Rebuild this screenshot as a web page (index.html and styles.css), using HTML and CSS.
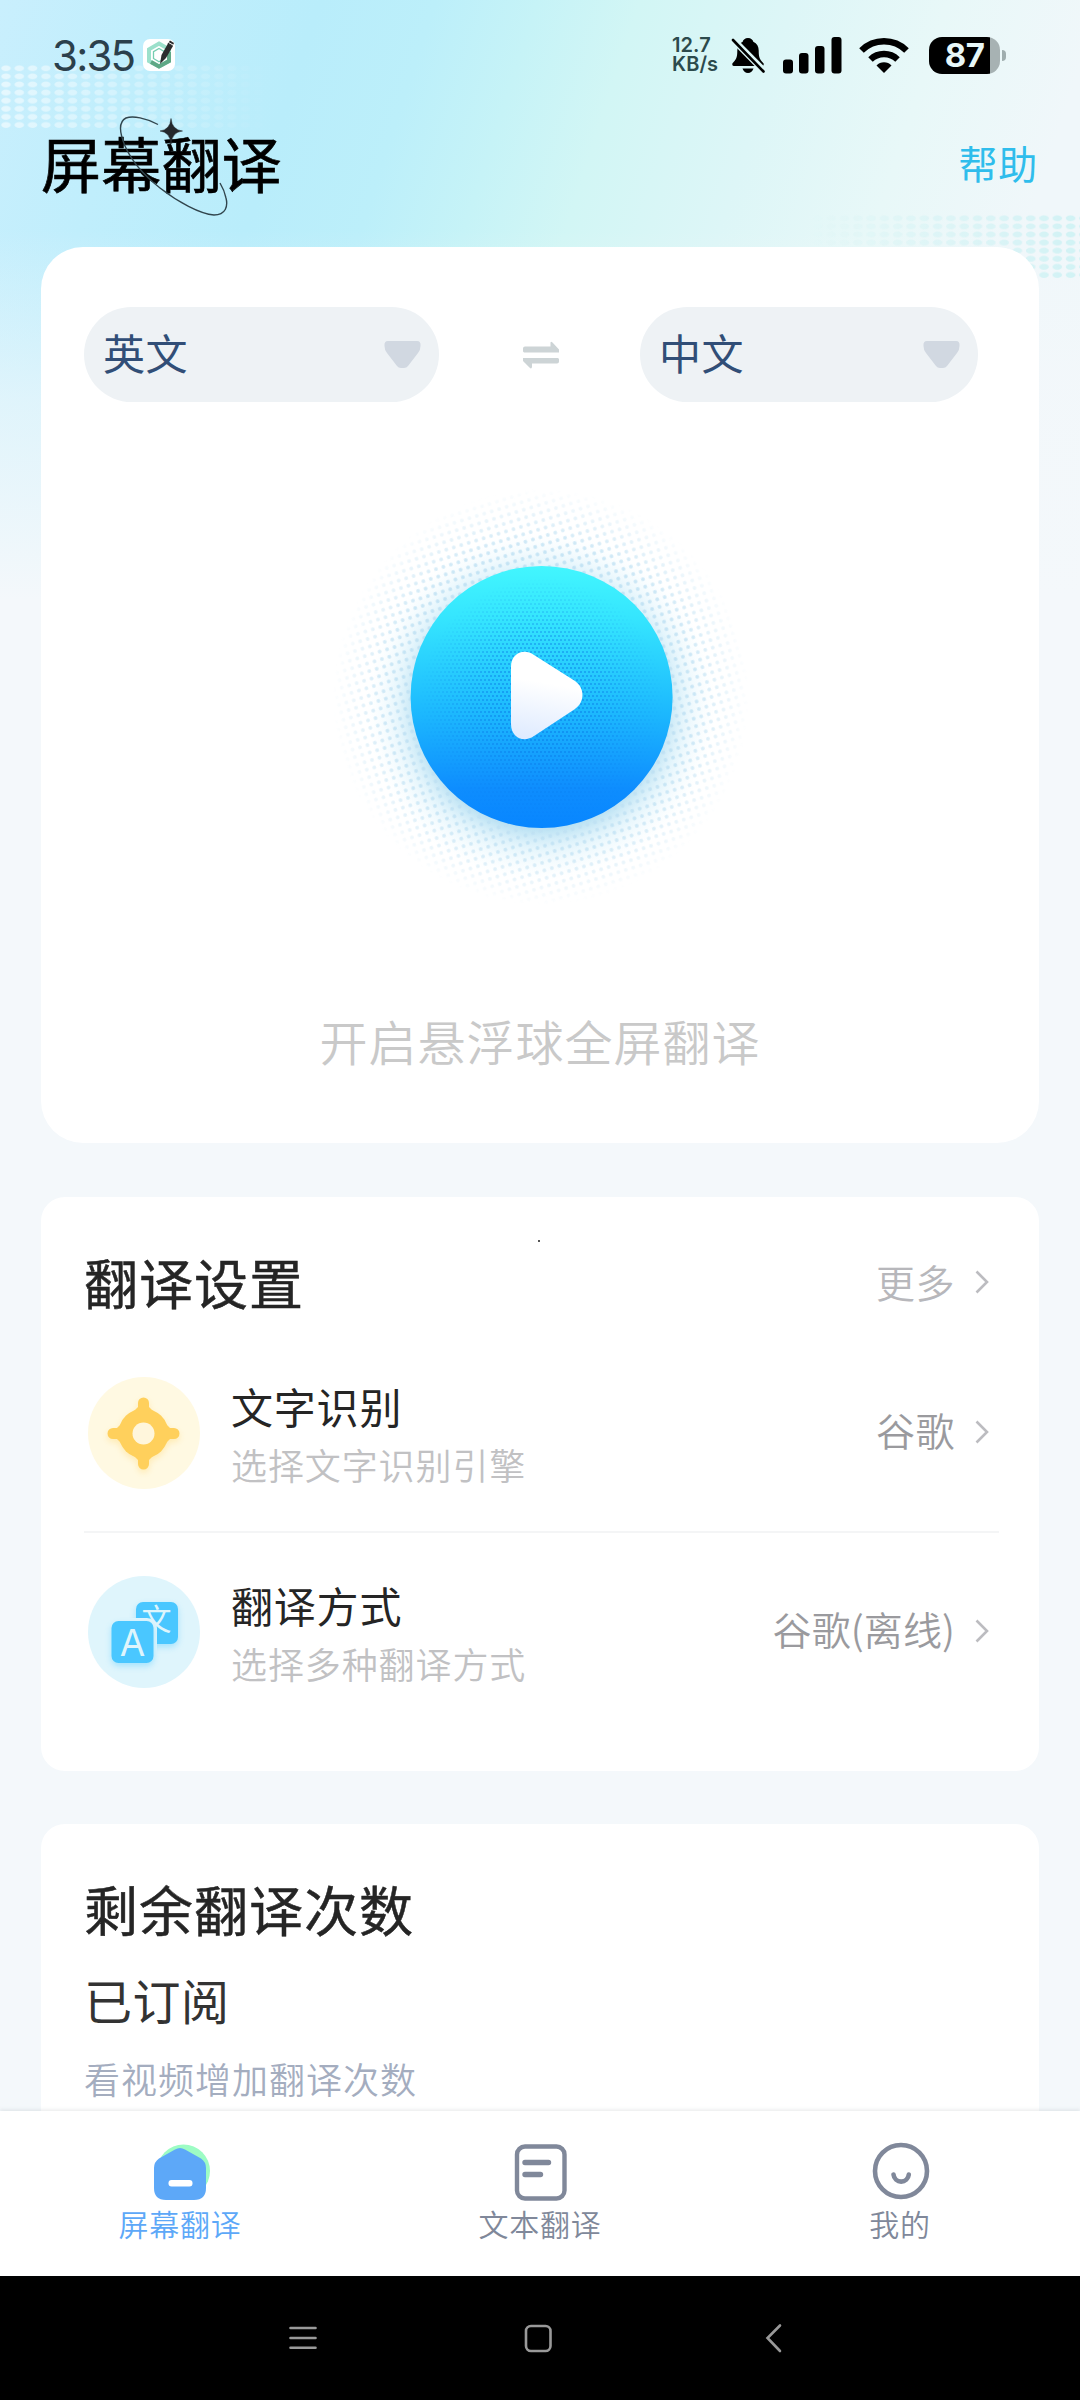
FILE: index.html
```html
<!DOCTYPE html>
<html lang="zh-CN">
<head>
<meta charset="utf-8">
<title>屏幕翻译</title>
<link rel="stylesheet" href="styles.css">
</head>
<body>
<div class="screen">
  <svg class="backdrop-dots" width="1080" height="300" viewBox="0 0 1080 300">
    <defs>
      <pattern id="dotL" width="13.3" height="8.1" patternUnits="userSpaceOnUse" y="64"><ellipse cx="6" cy="4.2" rx="4.800" ry="2.900" fill="#fff"/></pattern>
      <pattern id="dotR" width="13.3" height="8.1" patternUnits="userSpaceOnUse" y="214"><ellipse cx="6.6" cy="4.2" rx="4.800" ry="2.900" fill="#c3f0f2"/></pattern>
      <linearGradient id="fadeL"><stop offset="0" stop-color="#fff" stop-opacity=".55"/><stop offset="1" stop-color="#fff" stop-opacity="0"/></linearGradient>
      <linearGradient id="fadeR"><stop offset="0" stop-color="#fff" stop-opacity="0"/><stop offset="1" stop-color="#fff" stop-opacity=".7"/></linearGradient>
      <mask id="maskL"><rect x="0" y="64" width="270" height="64" fill="url(#fadeL)"/></mask>
      <mask id="maskR"><rect x="810" y="214" width="270" height="65" fill="url(#fadeR)"/></mask>
    </defs>
    <rect x="0" y="64" width="270" height="64" fill="url(#dotL)" mask="url(#maskL)"/>
    <rect x="810" y="214" width="270" height="65" fill="url(#dotR)" mask="url(#maskR)"/>
  </svg>

  <div class="status">
    <span class="clock">3:35</span>
    <svg class="app-icon" width="32" height="32" viewBox="0 0 32 32">
      <rect width="32" height="32" rx="7" fill="#fff"/>
      <path d="M16 4.500 26 10.300V22L16 27.500 6 22V10.300z" fill="none" stroke="#9ce0cb" stroke-width="4"/>
      <path d="M26 13v9L16 27.500 8 23" fill="none" stroke="#5fa886" stroke-width="4"/>
      <path d="M16 9.500 21.500 12.700V19.500L16 22.700 10.500 19.500V12.700z" fill="none" stroke="#75cdb0" stroke-width="1.300"/>
      <path d="M17 25 18.500 16 25 4.500 30 7 23 19z" fill="#2b2c2d"/><path d="M24.500 5 27 1.500 31 4 29.500 7z" fill="#2b2c2d"/><path d="M25.500 3.500 30 6" stroke="#fff" stroke-width="1"/>
    </svg>
    <span class="net"><span>12.7</span><span>KB/s</span></span>
    <svg class="bell" width="34" height="37" viewBox="0 0 34 37">
      <path d="M17 1c-3 0-4.800 1.800-5.300 3.800C8 6.500 6.300 9.500 6.300 13.500c0 7-1 9-4.600 12.500-.8 1-.5 3 1 3h28.600c1.500 0 1.800-2 1-3-3.600-3.500-4.600-5.500-4.600-12.500 0-4-1.700-7-5.400-8.700C21.800 2.800 20 1 17 1z"/>
      <path d="M11.500 31.500h11c-.8 2.600-2.900 4.500-5.500 4.500s-4.700-1.900-5.500-4.500z"/>
      <path d="M2 2.500 33 34" stroke="#dcf7f7" stroke-width="6.500"/><path d="M2 3 32.500 34.500" stroke="#000" stroke-width="2.600" stroke-linecap="round"/>
    </svg>
    <svg class="signal" width="59" height="37" viewBox="0 0 59 37">
      <rect x="0" y="22.500" width="10" height="14" rx="3"/><rect x="16" y="16" width="9.500" height="20.500" rx="3"/><rect x="32" y="9" width="9.500" height="27.500" rx="3"/><rect x="48.500" y="0" width="10" height="36.500" rx="3"/>
    </svg>
    <svg class="wifi" width="50" height="36" viewBox="0 0 50 36">
      <path d="M2.500 13.500a32 32 0 0 1 45 0M11.500 22.500a19.500 19.500 0 0 1 27 0" fill="none" stroke="#000" stroke-width="6.500"/>
      <path d="M25 36 17.500 28.500a10.500 10.500 0 0 1 15 0z"/>
    </svg>
    <span class="battery"><span class="level">87</span></span><i class="nub"></i>
  </div>

  <header class="header">
    <h1 class="title">屏幕翻译
      <svg class="orbit" width="120" height="110" viewBox="115 110 120 110">
        <path d="M158 124.500C146 118 133 115.500 126 118C118 122 120 134 125 146C132 162 146 177 160 188C178 202 200 214 214 215C226 215 228 206 226 198C225 193 223 188 220 183" fill="none" stroke="#31454d" stroke-width="1.400"/>
        <path d="M171 118.500Q172 130 182.500 131Q172 132 171 144Q170 132 160 131Q170 130 171 118.500z" fill="#24282c" stroke="#24282c" stroke-width=".5"/>
      </svg>
    </h1>
    <a class="help">帮助</a>
  </header>

  <main class="content">
    <section class="card hero">
      <div class="langs">
        <div class="pill from"><span>英文</span>
          <svg width="37" height="27" viewBox="0 0 37 27"><path d="M4 0H33Q37 0 36.500 5Q36.500 9 34 12L24 25Q22.500 27 20 27H17Q14.500 27 13 25L3 12Q.5 9 .5 5Q0 0 4 0z" fill="#d1d8e1"/></svg></div>
        <svg class="swap" width="38" height="28" viewBox="0 0 38 28"><path d="M1 10.500V7.500Q1 5.500 3 5.500H28.500V2Q28.500 0 30.500 1.500L37 8.500V11.500H2zM37 18V20.500Q37 22.500 35 22.500H10V26Q9.500 28.500 7.500 26.500L1 20V17H36z" fill="#cdd4d6"/></svg>
        <div class="pill to"><span>中文</span>
          <svg width="37" height="27" viewBox="0 0 37 27"><path d="M4 0H33Q37 0 36.500 5Q36.500 9 34 12L24 25Q22.500 27 20 27H17Q14.500 27 13 25L3 12Q.5 9 .5 5Q0 0 4 0z" fill="#d1d8e1"/></svg></div>
      </div>
      <svg class="play" width="440" height="440" viewBox="0 0 440 440">
        <defs>
          <pattern id="halftone" width="7.800" height="7.800" patternUnits="userSpaceOnUse" patternTransform="rotate(-17)"><circle cx="3.900" cy="3.900" r="1.900" fill="#bfe1f3"/></pattern>
          <pattern id="fine" width="4" height="8" patternUnits="userSpaceOnUse"><circle cx="1" cy="2" r="1" fill="#0873e6"/><circle cx="3" cy="6" r="1" fill="#0873e6"/></pattern>
          <radialGradient id="haloFade" gradientUnits="userSpaceOnUse" cx="221" cy="227" r="208"><stop offset=".62" stop-color="#fff"/><stop offset=".75" stop-color="#fff" stop-opacity=".75"/><stop offset="1" stop-color="#fff" stop-opacity="0"/></radialGradient>
          <radialGradient id="glow" gradientUnits="userSpaceOnUse" cx="221" cy="236" r="174"><stop offset=".7" stop-color="#9ad4ee" stop-opacity=".7"/><stop offset=".82" stop-color="#c4e9f8" stop-opacity=".45"/><stop offset="1" stop-color="#e8f9ff" stop-opacity="0"/></radialGradient>
          <linearGradient id="disc" x1="0" y1="0" x2="0" y2="1"><stop offset="0" stop-color="#42f6fe"/><stop offset=".2" stop-color="#35e5fe"/><stop offset=".55" stop-color="#1dbafe"/><stop offset=".85" stop-color="#0e8dfe"/><stop offset="1" stop-color="#0886ff"/></linearGradient>
          <radialGradient id="fineFade"><stop offset="0" stop-color="#fff" stop-opacity=".75"/><stop offset=".5" stop-color="#fff" stop-opacity=".5"/><stop offset="1" stop-color="#fff" stop-opacity="0"/></radialGradient>
          <linearGradient id="tri" x1=".5" y1="0" x2=".35" y2="1"><stop offset=".35" stop-color="#fff"/><stop offset="1" stop-color="#dfebff"/></linearGradient>
          <mask id="haloMask"><circle cx="221" cy="227" r="208" fill="url(#haloFade)"/></mask>
          <mask id="fineMask"><circle cx="221.500" cy="230" r="122" fill="url(#fineFade)"/></mask>
        </defs>
        <circle cx="221" cy="236" r="174" fill="url(#glow)"/>
        <rect width="440" height="440" fill="url(#halftone)" mask="url(#haloMask)"/>
        <circle cx="221.600" cy="227" r="131" fill="url(#disc)"/>
        <rect x="90" y="95" width="263" height="263" fill="url(#fine)" mask="url(#fineMask)"/>
        <path d="M191 197C191 183 204 178 214 185L255 211C265 218 265 232 255 239L214 266C204 273 191 268 191 254z" fill="url(#tri)"/>
      </svg>
      <p class="hint">开启悬浮球全屏翻译</p>
    </section>

    <section class="card settings">
      <div class="head"><h2>翻译设置</h2><i class="speck"></i><span class="more">更多</span><svg class="chev" width="14" height="24" viewBox="0 0 14 24"><path d="M1.500 1.500 12 12 1.500 22.500"/></svg></div>
      <div class="row">
        <svg width="112" height="112" viewBox="0 0 112 112">
          <circle cx="56" cy="56" r="56" fill="#fff9e2"/>
          <g class="soft-yellow" fill="#ffd05c"><circle cx="55.500" cy="56.500" r="25"/><path d="M55.500 24.500 87.500 56.500 55.500 88.500 23.500 56.500z"/><path d="M55.500 26V87M25 56.500H86" stroke="#ffd05c" stroke-width="11" stroke-linecap="round"/></g>
          <circle cx="55.500" cy="56.500" r="11" fill="#fff6dc"/>
        </svg>
        <div class="label"><b>文字识别</b><small>选择文字识别引擎</small></div>
        <span class="value">谷歌</span><svg class="chev" width="14" height="24" viewBox="0 0 14 24"><path d="M1.500 1.500 12 12 1.500 22.500"/></svg>
      </div>
      <div class="row">
        <svg width="112" height="112" viewBox="0 0 112 112">
          <circle cx="56" cy="56" r="56" fill="#dff5fc"/>
          <g class="soft-blue"><rect x="48" y="26" width="42" height="42" rx="7" fill="#4ac7ff"/></g>
          <text x="68.500" y="54" class="glyph-wen">文</text>
          <rect x="21" y="42" width="48" height="48" rx="10" fill="#dff5fc"/>
          <g class="soft-blue"><rect x="23.500" y="45" width="42" height="42" rx="7" fill="#4ac7ff"/></g>
          <text x="44.500" y="80" class="glyph-a">A</text>
        </svg>
        <div class="label"><b>翻译方式</b><small>选择多种翻译方式</small></div>
        <span class="value offline">谷歌(离线)</span><svg class="chev" width="14" height="24" viewBox="0 0 14 24"><path d="M1.500 1.500 12 12 1.500 22.500"/></svg>
      </div>
    </section>

    <section class="card quota">
      <h2>剩余翻译次数</h2>
      <p class="state">已订阅</p>
      <p class="tip">看视频增加翻译次数</p>
    </section>
  </main>

  <nav class="tabs">
    <a class="tab active">
      <svg width="60" height="60" viewBox="0 0 60 60"><circle cx="33.500" cy="29" r="26.500" fill="#9dfcc4"/><path d="M25 7.500Q30 4.500 35 7.500L51 16.500Q56 20 56 26V46Q56 58 44 58H16Q4 58 4 46V26Q4 20 9 16.500z" fill="#5da8f8"/><rect x="18.500" y="38" width="24" height="6.500" rx="3" fill="#fff"/></svg>
      <span>屏幕翻译</span></a>
    <a class="tab">
      <svg width="60" height="60" viewBox="0 0 60 60" fill="none" stroke="#80889a" stroke-width="4.400" stroke-linecap="round"><rect x="7" y="4.500" width="47.500" height="52" rx="8"/><path d="M15 20.500H38.500M15 32.500H30.500" stroke-width="5.400"/></svg>
      <span>文本翻译</span></a>
    <a class="tab">
      <svg width="60" height="60" viewBox="0 0 60 60" fill="none" stroke="#80889a" stroke-width="4.600" stroke-linecap="round"><circle cx="31" cy="29" r="26"/><path d="M23.500 32.500A7.700 8 0 0 0 38.800 32.500"/></svg>
      <span>我的</span></a>
  </nav>

  <div class="sysnav">
    <svg width="30" height="30" viewBox="0 0 30 30"><path d="M2.500 5H27.500M2.500 15H27.500M2.500 24.700H27.500"/></svg>
    <svg width="30" height="30" viewBox="0 0 30 30"><rect x="3" y="3" width="24.500" height="25" rx="5"/></svg>
    <svg width="30" height="30" viewBox="0 0 30 30"><path d="M22 2.500 9.500 15 22 28"/></svg>
  </div>
</div>
</body>
</html>
```
FILE: styles.css
```css
* { box-sizing: border-box; margin: 0; padding: 0; }
body { width: 1080px; height: 2400px; overflow: hidden; font-family: "Noto Sans CJK SC", sans-serif; }
svg { display: block; flex: none; }
.screen {
  position: relative; width: 1080px; height: 2400px; display: flex; flex-direction: column;
  background:
    linear-gradient(180deg, rgba(244,248,251,0) 230px, rgba(244,248,251,.6) 400px, #f4f8fb 600px),
    linear-gradient(108deg, #c9effd 0, #c0eefc 12%, #b9edfb 25%, #bceffa 34%, #c6f3f7 42%, #d2f6f5 50%, #ddf6f7 62%, #e8f8f8 74%, #f0f7fa 86%) 0 0 / 1080px 620px no-repeat,
    #f4f8fb;
}
.backdrop-dots { position: absolute; left: 0; top: 0; }

.status { position: relative; height: 110px; flex: none; display: flex; align-items: center; padding-left: 52px; }
.clock { width: 91px; font: 400 42px/44px Inter, sans-serif; letter-spacing: -1.800px; color: #2b404c; padding-top: 1px; }
.net { margin-left: 497px; width: 60px; display: flex; flex-direction: column; font: 600 20px/19px Inter, sans-serif; letter-spacing: .1px; color: #2c4a4c; }
.bell { margin-left: -1px; }
.signal { margin-left: 18px; }
.wifi { margin-left: 17px; }
.battery { margin-left: 20px; width: 71px; height: 37px; border-radius: 13px; background: linear-gradient(90deg, #000 61px, #a7b2b3 61px); }
.level { display: block; width: 71px; text-align: center; font: 700 33px/37px Inter, sans-serif; letter-spacing: -.5px; color: #e7f7f8; }
.nub { width: 4px; height: 11px; margin-left: 2px; border-radius: 0 5px 5px 0; background: #a0aeaf; }

.header { position: relative; height: 103px; margin-bottom: 34px; flex: none; display: flex; align-items: center; justify-content: space-between; padding: 0 42px 0 41px; }
.title { position: relative; font-size: 60px; line-height: 72px; font-weight: 400; -webkit-text-stroke: .7px #000; color: #000; letter-spacing: .2px; }
.orbit { position: absolute; left: 74px; top: -16px; }
.help { font-size: 39px; line-height: 50px; letter-spacing: .7px; color: #2fbdec; }

.content { flex: 1; min-height: 0; overflow: hidden; padding: 0 41px; display: flex; flex-direction: column; position: relative; }
.card { background: #fff; flex: none; }
.hero { height: 896px; border-radius: 42px; padding-top: 60px; }
.langs { display: flex; align-items: center; padding-left: 43px; }
.pill { height: 95px; border-radius: 48px; background: #eef2f5; display: flex; align-items: center; justify-content: space-between; padding: 0 18px 0 19px; font-size: 42px; line-height: 50px; letter-spacing: .6px; color: #314e77; }
.pill span { margin-top: -5px; }
.from { width: 355px; }
.to { width: 338px; }
.swap { margin: 0 80px 0 83px; }
.play { margin: 68px 0 0 279px; }
.hint { margin-top: 100px; text-align: center; font-size: 48px; line-height: 60px; letter-spacing: 1px; font-weight: 350; color: #c9c9c9; }

.settings { height: 574px; margin-top: 54px; border-radius: 24px; padding: 48px 40px 0 43px; }
.head { height: 74px; margin-bottom: 14px; display: flex; align-items: center; }
h2 { font-size: 54px; line-height: 72px; font-weight: 400; -webkit-text-stroke: .5px #252525; color: #252525; letter-spacing: 1px; }
.speck { width: 2px; height: 2px; background: #555; align-self: flex-start; margin: -5px 0 0 234px; }
.more, .value { margin-left: auto; font-size: 39px; line-height: 50px; letter-spacing: .5px; color: #b7b7bb; font-weight: 350; margin-top: -2px; }
.value { color: #9a9a9e; margin-top: -6px; }
.offline { letter-spacing: .1px; }
.chev { margin: 0 10px 0 20px; fill: none; stroke: #bcbcc0; stroke-width: 2.600px; }
.row { height: 198px; display: flex; align-items: center; padding-left: 4px; }
.row + .row { border-top: 2px solid #f4f5f6; }
.row > svg:first-child { margin-top: 2px; }
.label { margin-left: 31px; padding-top: 6px; display: flex; flex-direction: column; line-height: 58px; }
.label b { font-size: 42px; font-weight: 400; color: #252525; letter-spacing: .8px; }
.label small { font-size: 36px; color: #c1c1c3; letter-spacing: .9px; font-weight: 350; }
.soft-yellow { filter: drop-shadow(0 3px 3px rgba(255,208,92,.35)); }
.soft-blue { filter: drop-shadow(0 3px 3px rgba(74,199,255,.4)); }
.glyph-wen { font-size: 30px; text-anchor: middle; fill: #dff5fc; }
.glyph-a { font: 400 37px Inter, sans-serif; text-anchor: middle; fill: #dff5fc; }

.quota { height: 400px; margin-top: 53px; border-radius: 24px; padding: 49px 43px 0; }
.state { margin-top: 24px; font-size: 48px; line-height: 60px; letter-spacing: .5px; color: #333; }
.tip { margin-top: 24px; font-size: 36px; line-height: 50px; letter-spacing: 1px; color: #a4adbf; font-weight: 350; }

.tabs { position: relative; height: 165px; flex: none; display: flex; background: #fff; box-shadow: 0 -1px 4px rgba(60,70,80,.13); }
.tab { flex: 1; padding-top: 31px; display: flex; flex-direction: column; align-items: center; color: #80889a; font-size: 30px; line-height: 42px; letter-spacing: .8px; font-weight: 350; }
.active { color: #5da8f8; }
.sysnav { height: 124px; flex: none; background: #000; display: flex; align-items: center; justify-content: center; gap: 205px; padding-right: 4px; }
.sysnav svg { fill: none; stroke: #999; stroke-width: 2.600px; stroke-linecap: round; }
```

• [Your objective]
List every line above that holds the word "index".

• [In response]
Rebuild this screenshot as a web page (index.html and styles.css), using HTML and CSS.
FILE: index.html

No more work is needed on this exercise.